China’s Trade Surplus to Shrink for First Time in Five Years: Govt

June 5th, 2008

“…China’s trade surplus is likely to shrink in 2008 for the first time in five years as exports slow due mainly to the rising local currency and the US economic slowdown…”

Source: AFP

China’s trade surplus is likely to shrink in 2008 for the first time in five years as exports slow due mainly to the rising local currency and the US economic slowdown, the government said Thursday.

The Customs Administration pointed to a “clear acceleration” in China’s currency, the yuan, against the dollar, a slowdown in overseas demand due partly to the anaemic US economy and a surge in global protectionism.

“We forecast that for the full year, the slowdown in exports will continue, while imports will keep picking up speed,” it said in a statement.

“This will result in a reversal of the swift growth in the trade surplus and in the trade imbalances.”

China’s trade surplus hit 58 billion dollars in the first four months of the year, down 7.9 percent from the same period in 2007.

The surplus had surged to a record 262.2 billion dollars last year, up 47.7 percent from 2006. Last year’s figure was a 10-fold rise from 2003, when the surplus first started to expand dramatically.

Ma Qing, an economist with CEB Monitor, a Beijing-based research institute, said the shrinking trade surplus would definitely impact on China’s economic growth.
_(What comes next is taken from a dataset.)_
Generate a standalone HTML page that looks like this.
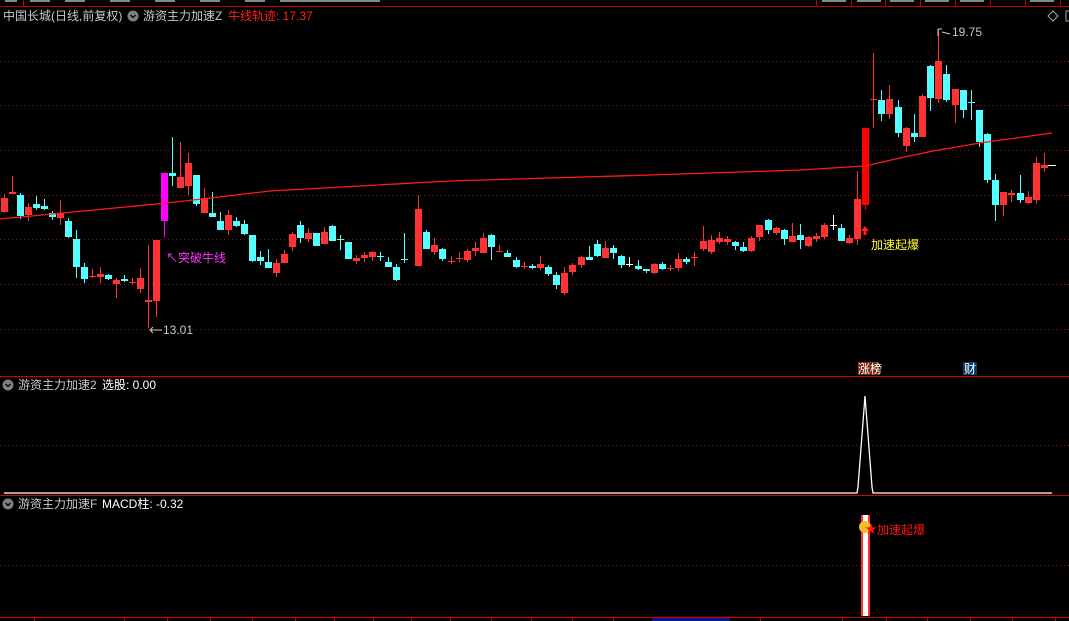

“The question is how big the impact will be and if the losses in the export sector will be made up for by growth in domestic demand,” he said, predicting China would grow 10-10.5 percent this year, against 11.9 percent in 2007.

China’s economy is the world’s fourth-largest and grew 10.6 percent in the first quarter from a year earlier.

Trade partners use its surplus as ammunition to persuade Beijing to let the yuan rise more quickly. They argue the currency is kept artificially low, giving the nation’s exporters an unfair price advantage in global markets.

The yuan has risen steadily from 8.3 to the US dollar about three years ago to roughly 6.9 currently since China loosened its peg to the greenback.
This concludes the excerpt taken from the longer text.